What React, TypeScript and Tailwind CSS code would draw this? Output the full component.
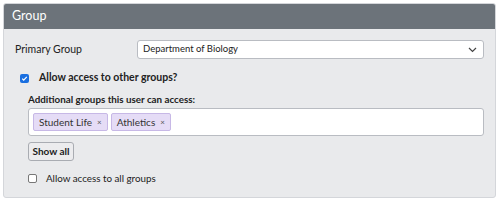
import React from "react";

export default function App() {
  return (
    <div className="w-[500px] h-[201px] bg-white p-[3px] pr-[4px]" style={{ fontFamily: "Lato, 'Open Sans', sans-serif" }}>
      <div className="h-[195px] border border-[#d4d6da] rounded-[3px] bg-[#e9eaec] flex flex-col overflow-hidden">
        <div className="h-[25px] bg-[#6c737a] text-white text-[12.5px] flex items-center px-[8px] shrink-0">Group</div>
        <div className="flex flex-col px-[10px] pt-[11px]">
          <div className="flex items-center">
            <div className="w-[123px] text-[10.5px] text-[#222] pl-[1px]">Primary Group</div>
            <div className="flex-1 mr-[1px] h-[19px] bg-white border border-[#b9bcc2] rounded-[3px] flex items-center justify-between pl-[5px] pr-[6px] text-[9.5px] text-[#222]">
              <span>Department of Biology</span>
              <svg width="9" height="6" viewBox="0 0 9 6" fill="none"><path d="M1 1l3.5 3.5L8 1" stroke="#444" strokeWidth="1.2" /></svg>
            </div>
          </div>
          <div className="flex items-center mt-[12px] pl-[6px] h-[14px]">
            <span className="w-[9px] h-[9px] rounded-[2px] bg-[#1a6fe0] flex items-center justify-center">
              <svg width="7" height="7" viewBox="0 0 7 7" fill="none"><path d="M1.2 3.6l1.5 1.5L5.8 1.8" stroke="white" strokeWidth="1.2" /></svg>
            </span>
            <span className="ml-[10px] text-[10.5px] font-bold text-[#222]">Allow access to other groups?</span>
          </div>
          <div className="pl-[14px] mt-[8px] flex flex-col">
            <div className="text-[9.8px] font-bold text-[#222] leading-[13px]">Additional groups this user can access:</div>
            <div className="mt-[2px] mr-[1px] h-[28px] bg-white border border-[#b9bcc2] rounded-[3px] flex items-center gap-[3px] pl-[4px]">
              <span className="h-[18px] px-[5px] bg-[#e5dcf6] border border-[#c7b8e6] rounded-[2px] flex items-center text-[10px] text-[#333]">
                Student Life<span className="ml-[5px] text-[8px] text-[#555]">×</span>
              </span>
              <span className="h-[18px] px-[5px] bg-[#e5dcf6] border border-[#c7b8e6] rounded-[2px] flex items-center text-[10px] text-[#333]">
                Athletics<span className="ml-[5px] text-[8px] text-[#555]">×</span>
              </span>
            </div>
            <div className="mt-[6px]">
              <button className="h-[19px] w-[46px] bg-[#ececee] border border-[#a9acb2] rounded-[3px] text-[10px] font-bold text-[#222] flex items-center justify-center">Show all</button>
            </div>
            <div className="flex items-center mt-[10px] h-[14px]">
              <span className="w-[9px] h-[9px] rounded-[2px] bg-white border border-[#777]"></span>
              <span className="ml-[9px] text-[9.8px] text-[#222]">Allow access to all groups</span>
            </div>
          </div>
        </div>
      </div>
    </div>
  );
}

§

▶ _WRITTEN TASK_
Reproduce every line above as written, skipping pictures.

▶ _ANSWER BELOW_
What React, TypeScript and Tailwind CSS code would draw this? Output the full component.
import React from "react";

export default function App() {
  return (
    <div className="w-[500px] h-[201px] bg-white p-[3px] pr-[4px]" style={{ fontFamily: "Lato, 'Open Sans', sans-serif" }}>
      <div className="h-[195px] border border-[#d4d6da] rounded-[3px] bg-[#e9eaec] flex flex-col overflow-hidden">
        <div className="h-[25px] bg-[#6c737a] text-white text-[12.5px] flex items-center px-[8px] shrink-0">Group</div>
        <div className="flex flex-col px-[10px] pt-[11px]">
          <div className="flex items-center">
            <div className="w-[123px] text-[10.5px] text-[#222] pl-[1px]">Primary Group</div>
            <div className="flex-1 mr-[1px] h-[19px] bg-white border border-[#b9bcc2] rounded-[3px] flex items-center justify-between pl-[5px] pr-[6px] text-[9.5px] text-[#222]">
              <span>Department of Biology</span>
              <svg width="9" height="6" viewBox="0 0 9 6" fill="none"><path d="M1 1l3.5 3.5L8 1" stroke="#444" strokeWidth="1.2" /></svg>
            </div>
          </div>
          <div className="flex items-center mt-[12px] pl-[6px] h-[14px]">
            <span className="w-[9px] h-[9px] rounded-[2px] bg-[#1a6fe0] flex items-center justify-center">
              <svg width="7" height="7" viewBox="0 0 7 7" fill="none"><path d="M1.2 3.6l1.5 1.5L5.8 1.8" stroke="white" strokeWidth="1.2" /></svg>
            </span>
            <span className="ml-[10px] text-[10.5px] font-bold text-[#222]">Allow access to other groups?</span>
          </div>
          <div className="pl-[14px] mt-[8px] flex flex-col">
            <div className="text-[9.8px] font-bold text-[#222] leading-[13px]">Additional groups this user can access:</div>
            <div className="mt-[2px] mr-[1px] h-[28px] bg-white border border-[#b9bcc2] rounded-[3px] flex items-center gap-[3px] pl-[4px]">
              <span className="h-[18px] px-[5px] bg-[#e5dcf6] border border-[#c7b8e6] rounded-[2px] flex items-center text-[10px] text-[#333]">
                Student Life<span className="ml-[5px] text-[8px] text-[#555]">×</span>
              </span>
              <span className="h-[18px] px-[5px] bg-[#e5dcf6] border border-[#c7b8e6] rounded-[2px] flex items-center text-[10px] text-[#333]">
                Athletics<span className="ml-[5px] text-[8px] text-[#555]">×</span>
              </span>
            </div>
            <div className="mt-[6px]">
              <button className="h-[19px] w-[46px] bg-[#ececee] border border-[#a9acb2] rounded-[3px] text-[10px] font-bold text-[#222] flex items-center justify-center">Show all</button>
            </div>
            <div className="flex items-center mt-[10px] h-[14px]">
              <span className="w-[9px] h-[9px] rounded-[2px] bg-white border border-[#777]"></span>
              <span className="ml-[9px] text-[9.8px] text-[#222]">Allow access to all groups</span>
            </div>
          </div>
        </div>
      </div>
    </div>
  );
}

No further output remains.